Because ${c_i,d_i}$ are increasing, we have

$\displaystyle \sum_{i=1}^\infty 2^{-(k_{i+1} - k_i)} = \sum_{i=1}^\infty 2^{-c_i} + 2^{-d_i} < \infty,$

so (4) holds and ${\mu(A)>0}$. The idea is that we will take ${c_i \gg d_i}$, so that when ${n\in [k_{2j},k_{2j+1})}$, we have ${k_{2j+1} - k_{2j} = d_j}$ small relative to ${k_{2j}}$, and hence to ${n}$.

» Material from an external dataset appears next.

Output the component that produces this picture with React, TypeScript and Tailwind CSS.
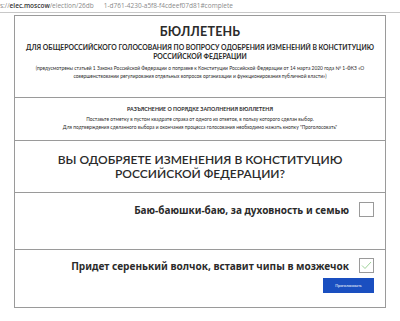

Let’s flesh this out a little. Given ${n\in [k_{2j},k_{2j+1})}$, it follows from (6) that

$\displaystyle C_n(A,B) = \mu(A)\mu(B) \frac 1{2^{k_{j+1} - k_j} - 1} \geq \mu(A)\mu(B) 2^{-d_j}. \ \ \ \ \ (7)$

On the other hand, ${n\geq k_{2j} \geq \sum_{i=1}^j c_i}$. Now we may take ${d_j}$ to be any increasing sequence (${d_j=j}$ will do just fine) and define ${c_j}$ recursively in terms of ${c_1,\dots, c_{j-1}}$ and ${d_j}$. We do this by observing that since ${\gamma_n \rightarrow 0}$, given any ${c_1,\dots, c_{j-1}}$ and ${d_j}$, we can take ${c_j}$ large enough so that for every ${n\geq \sum_{i=1}^j c_i}$, we have

$\displaystyle j\gamma_n \leq \mu(A) \mu(B) 2^{-d_j}.$

In particular, (7) gives ${C_n(A,B) \geq j\gamma_n}$ for every ${n\in [k_{2j},k_{2j+1})}$. Sending ${j\rightarrow\infty}$ completes the proof of Theorem 2.